Mon impact : former la nouvelle génération au numérique
C’est pourquoi j’ai investi dans Chut !. C’est un magazine trimestriel lancé en 2019 qui explore l’impact du numérique et des technologies dans nos vies, dans toutes ses dimensions. Il veut aussi valoriser la place et la parole des femmes dans la tech. Il a d’ailleurs été fondé par deux femmes. Un an et demi après la publication du premier numéro, en 2021, elles ont fait une levée de fonds pour développer des activités de formation et d’éducation au numérique pour les enfants et les adolescents. C’est là que je suis devenue investisseuse dans la société. Nous sommes 13 business angels dans cette entreprise et j’ai mis 10 000 euros.

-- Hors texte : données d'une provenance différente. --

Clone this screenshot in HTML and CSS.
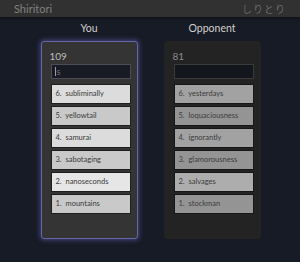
FILE: index.html
```html
<!DOCTYPE html>
<html lang="en">

<head>
    <meta charset="UTF-8">
    <meta name="viewport" content="width=device-width, initial-scale=1.0">
    <title>Shiritori</title>
    <link rel="stylesheet" href="styles.css">
</head>

<body>
    <header class="topbar">
        <span class="brand">Shiritori</span>
        <span class="brand-jp">しりとり</span>
    </header>

    <main class="board">
        <section class="player">
            <h2 class="player-name">You</h2>
            <div class="panel active">
                <div class="score">109</div>
                <div class="word-input"><span class="caret"></span>s</div>
                <ul class="words">
                    <li>6.&nbsp; subliminally</li>
                    <li class="shade">5.&nbsp; yellowtail</li>
                    <li>4.&nbsp; samurai</li>
                    <li class="shade">3.&nbsp; sabotaging</li>
                    <li class="light">2.&nbsp; nanoseconds</li>
                    <li class="shade">1.&nbsp; mountains</li>
                </ul>
            </div>
        </section>

        <section class="player">
            <h2 class="player-name">Opponent</h2>
            <div class="panel waiting">
                <div class="score">81</div>
                <div class="word-input"></div>
                <ul class="words">
                    <li>6.&nbsp; yesterdays</li>
                    <li class="shade">5.&nbsp; loquaciousness</li>
                    <li>4.&nbsp; ignorantly</li>
                    <li class="shade">3.&nbsp; glamorousness</li>
                    <li class="light">2.&nbsp; salvages</li>
                    <li class="shade">1.&nbsp; stockman</li>
                </ul>
            </div>
        </section>
    </main>
</body>

</html>
```

FILE: styles.css
```css
/* General Styles */
body {
    font-family: 'Lato', 'Noto Sans CJK JP', sans-serif;
    background-color: #171b25;
    margin: 0;
    padding: 0;
    height: 262px;
    overflow: hidden;
}

/* Top Bar */
.topbar {
    display: flex;
    justify-content: space-between;
    align-items: center;
    height: 17px;
    padding: 0 14px;
    background-color: #313131;
    box-shadow: 0 1px 3px rgba(0, 0, 0, 0.5);
}

.brand {
    color: #808080;
    font-size: 11px;
}

.brand-jp {
    color: #858585;
    font-size: 10px;
    font-weight: 300;
    letter-spacing: 1px;
}

/* Board */
.board {
    display: flex;
    justify-content: center;
    gap: 26px;
    padding-left: 1px;
}

.player {
    width: 97px;
}

.player-name {
    margin: 4px 0 0;
    height: 20px;
    line-height: 15px;
    text-align: center;
    font-weight: normal;
    font-size: 10.5px;
    color: #cfcfcf;
}

/* Panels */
.panel {
    box-sizing: border-box;
    height: 198px;
    padding: 8px 8px 0;
    border-radius: 3px;
}

.panel.active {
    background-color: #343434;
    border: 1px solid #6565a8;
    box-shadow: 0 0 5px 1px rgba(110, 110, 200, 0.55);
}

.panel.waiting {
    background-color: #232323;
    border: 1px solid #232323;
}

.score {
    font-size: 10px;
    line-height: 12px;
    height: 14px;
    color: #bdbdbd;
}

.waiting .score {
    color: #8a8a8a;
}

.word-input {
    box-sizing: border-box;
    display: flex;
    align-items: center;
    height: 15px;
    margin: 0 0 5px 1px;
    width: 80px;
    padding-left: 3px;
    background-color: #181b24;
    border: 1px solid #4c4c58;
    font-size: 9px;
    color: #707070;
}

.waiting .word-input {
    background-color: #13161d;
    border-color: #3a3a3a;
}

.caret {
    display: inline-block;
    width: 1px;
    height: 9px;
    margin-right: 1px;
    background-color: #9a9a9a;
}

/* Word List */
.words {
    list-style: none;
    padding: 0;
    margin: 0 0 0 1px;
    display: flex;
    flex-direction: column;
    gap: 2px;
}

.words li {
    box-sizing: border-box;
    width: 80px;
    height: 20px;
    line-height: 18px;
    padding-left: 4px;
    font-size: 7.5px;
    color: #3a3a3a;
    background-color: #dcdcdc;
    border: 1px solid #1e1e1e;
    white-space: nowrap;
    overflow: hidden;
}

.words li.shade {
    background-color: #c9c9c9;
}

.words li.light {
    background-color: #e6e6e6;
}

.waiting .words li {
    background-color: #a2a2a2;
    color: #3c3c3c;
    border-color: #161616;
}

.waiting .words li.shade {
    background-color: #949494;
}

.waiting .words li.light {
    background-color: #adadad;
}
```
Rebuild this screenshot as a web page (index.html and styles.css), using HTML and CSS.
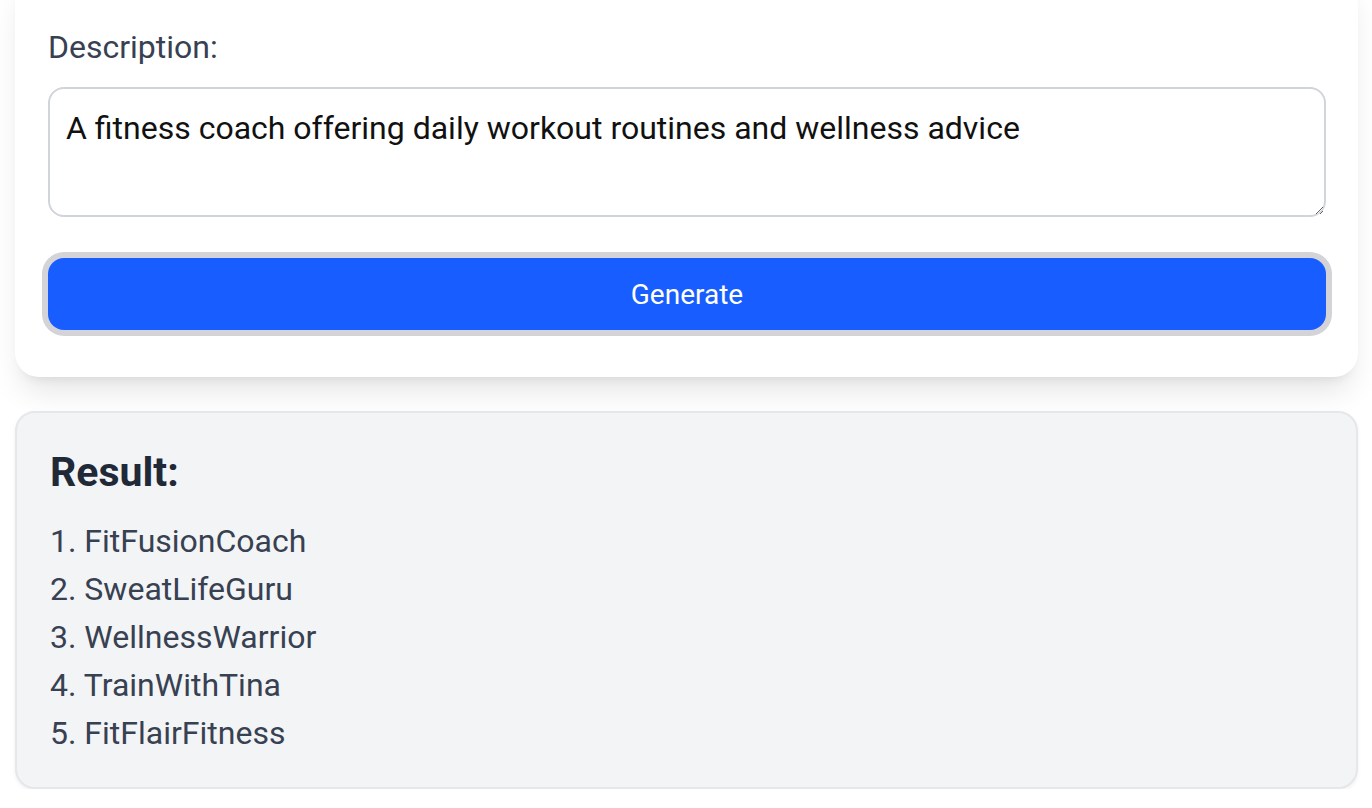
FILE: index.html
```html
<!DOCTYPE html>
<html lang="en">
<head>
    <meta charset="UTF-8">
    <meta name="viewport" content="width=device-width, initial-scale=1.0">
    <title>Username Generator</title>
    <link rel="stylesheet" href="styles.css">
</head>
<body>

<div class="page">
    <!-- Form card (top of it is scrolled out of view) -->
    <form class="card" id="generatorForm">
        <label class="label" for="description">Description:</label>
        <textarea id="description" name="description">A fitness coach offering daily workout routines and wellness advice</textarea>

        <button type="submit" class="generate">Generate</button>
    </form>

    <div class="result" id="resultOutput">
        <h3>Result:</h3>
        <div class="result-list">
            <div>1. FitFusionCoach</div>
            <div>2. SweatLifeGuru</div>
            <div>3. WellnessWarrior</div>
            <div>4. TrainWithTina</div>
            <div>5. FitFlairFitness</div>
        </div>
    </div>
</div>

</body>
</html>
```

FILE: styles.css
```css
body {
    font-family: Roboto, "Liberation Sans", Arial, sans-serif;
    background-color: #ffffff;
    color: #374151;
    margin: 0;
    padding: 0;
    overflow: hidden;
}

.page {
    padding: 0 14px 0 15px;
}

.card {
    display: flex;
    flex-direction: column;
    background-color: #ffffff;
    border-radius: 0 0 24px 24px;
    box-shadow: 0 20px 30px -6px rgba(0, 0, 0, 0.1), 0 8px 12px -8px rgba(0, 0, 0, 0.1);
    margin-top: -25px;
    padding: 48px 32px 47px 33px;
}

.label {
    font-size: 32px;
    line-height: 48px;
    color: #374151;
    margin-bottom: 16px;
}

textarea {
    font-family: Roboto, "Liberation Sans", Arial, sans-serif;
    font-size: 32px;
    line-height: 48px;
    color: #111111;
    height: 130px;
    padding: 15px 16px;
    border: 2px solid #d1d5db;
    border-radius: 16px;
    box-sizing: border-box;
    width: 100%;
    margin: 0 0 41px 0;
    resize: vertical;
    outline: none;
}

.generate {
    height: 72px;
    width: 100%;
    border: none;
    border-radius: 16px;
    background-color: #185dff;
    color: #ffffff;
    font-family: Roboto, "Liberation Sans", Arial, sans-serif;
    font-size: 28px;
    font-weight: 400;
    box-shadow: 0 0 0 6px #d3d3d8;
    cursor: pointer;
}

.result {
    margin-top: 34px;
    background-color: #f3f4f6;
    border: 2px solid #e5e7eb;
    border-radius: 20px;
    box-shadow: 0 2px 4px rgba(0, 0, 0, 0.06);
    padding: 32px 32px 30px 33px;
}

.result h3 {
    margin: 0 0 18px 0;
    font-size: 41px;
    line-height: 54px;
    font-weight: 700;
    color: #1f2937;
}

.result-list {
    font-size: 32px;
    line-height: 48px;
    color: #374151;
}
```
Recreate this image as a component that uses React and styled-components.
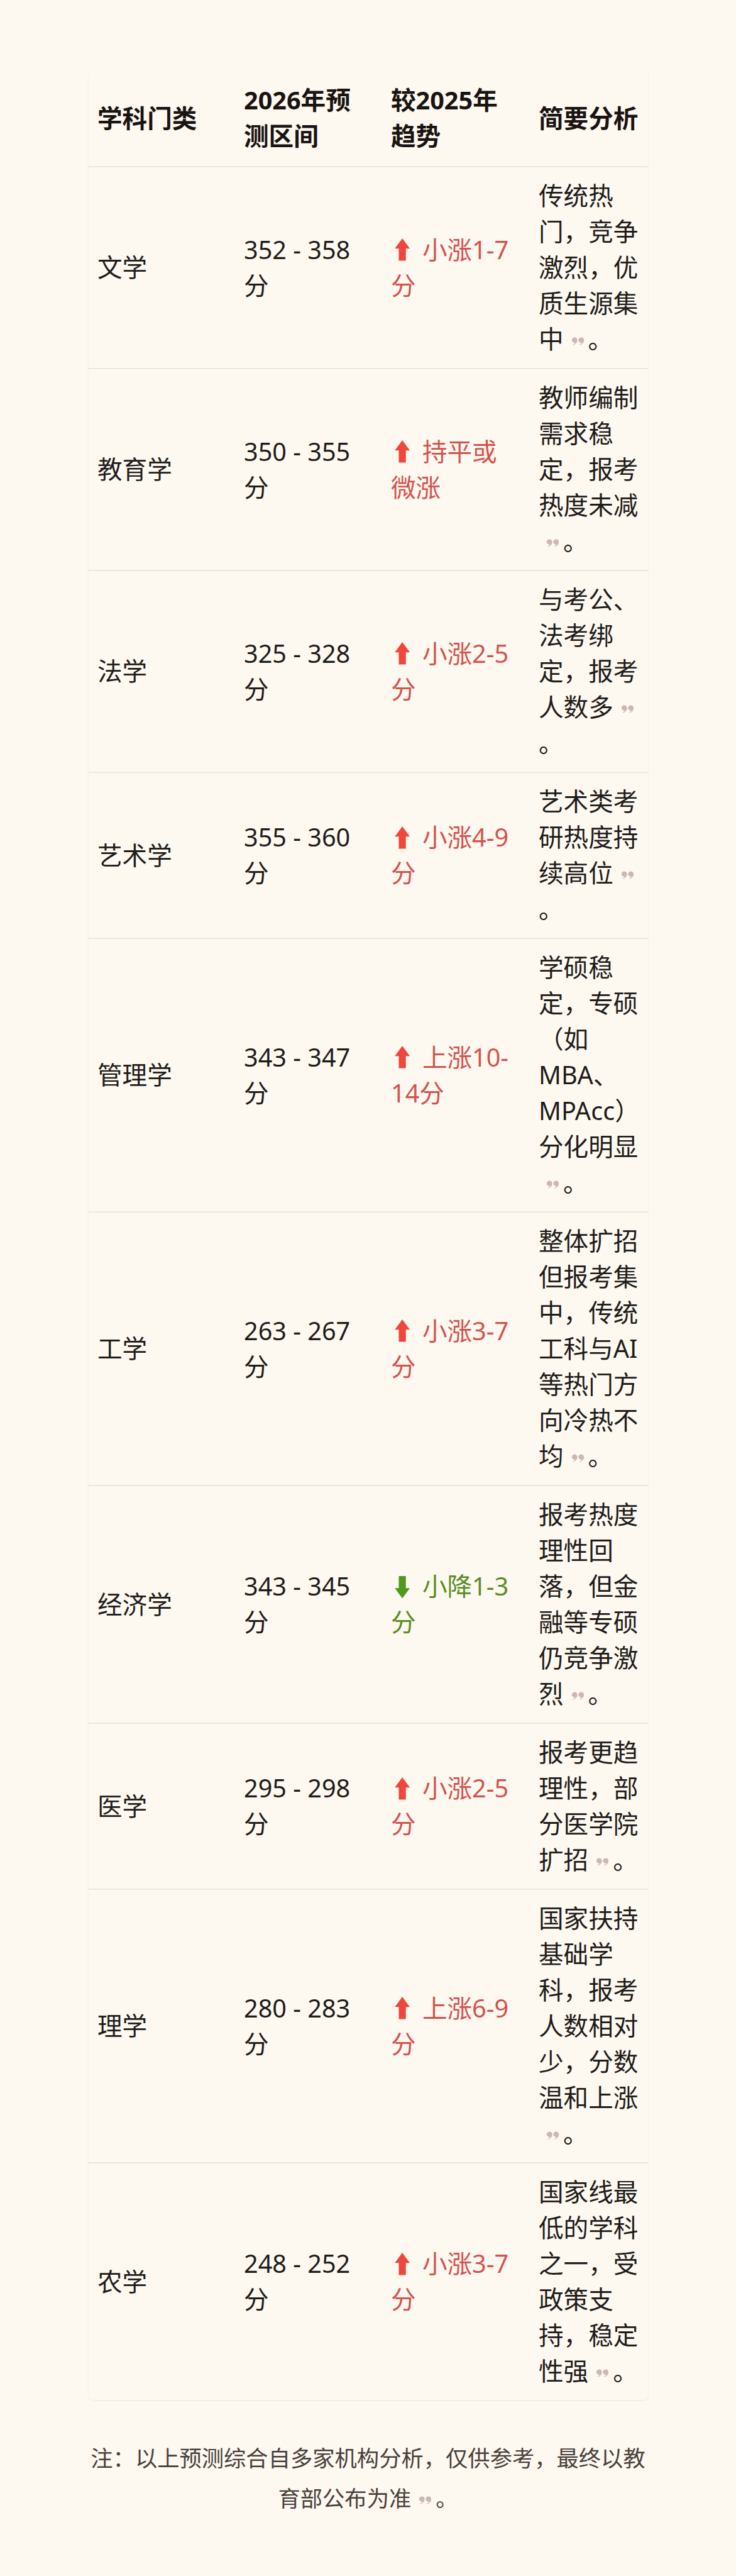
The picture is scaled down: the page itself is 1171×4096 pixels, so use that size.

Leur projet était de faire des magazines pour les collèges et les lycées, des événements dans les écoles, des podcasts et cela rejoignait mes préoccupations. Je pense qu’il est essentiel de former la nouvelle génération au numérique. Nos jeunes savent créer un compte sur n’importe quel réseau social mais ils ne sont pas formés à maîtriser ces outils, ils ne savent pas comment fonctionne leur cerveau face à l’infobésité.
Ce qui m’a convaincue pour investir dans Chut !, ce sont trois éléments. D’abord l’équipe : ils sont trois, Aurore Bisicchia, Sophie Comte et Matteo Bisicchia, et très complémentaires en termes de compétences, entre la création de produit et la vente ; il y a une bonne dynamique entre eux. Ensuite, le produit : ce qu’ils font, on ne le voit pas ailleurs, ils se démarquent par leur créativité dans un environnement très concurrentiel. Enfin, le marché : le magazine n’est que la partie émergée de l’activité, il y a un véritable intérêt pour les grands groupes qui vont par exemple acheter le podcast pour expliquer à leurs salariés différents concepts de l’innovation numérique. Last but not least, l’impact : pour moi, c’est obligatoire. |
Il faut être patient
Je suis mes investissements, en lisant les reportings, en participant à des brainstormings, j’ouvre mon carnet d’adresses, je partage une idée, des opinions. J’attends un retour sur investissement entre 7 à 10 ans. Il faut être patient quand on investit dans l’impact. Si je perds, ce n’est pas grave, je me referai. J’ai parmi mes investissements une entreprise qui ne va pas très bien, elle va peut-être fermer. Mais j’avais investi en BSA-AIR (Bon de souscription d’actions – Accord d’investissement rapide) avec une décote de 80% – ça aurait pu être un excellent investissement. Le BSA-air permet de lever des fonds rapidement sans recours à un pacte d’actionnaires et une procédure longue, en échange d’une décote. Quand on transforme le BSA-air en actions, si ça marche, le titre a déjà pris de la valeur. En revanche, on ne peut pas prétendre à la défiscalisation de 18% accessible pour tout investissement en numéraire au capital d’une PME.
Pour moi, c’est un scandale de dire aux gens de continuer à épargner. Oui, il faut disposer d’une épargne de précaution* en cas de coup dur mais à quoi ça sert d’avoir en plus des milliers d’euros qui dorment sur un compte « au cas où » ?
*Il est traditionnellement recommandé d’avoir une épargne de précaution équivalant à trois à six mois de salaire.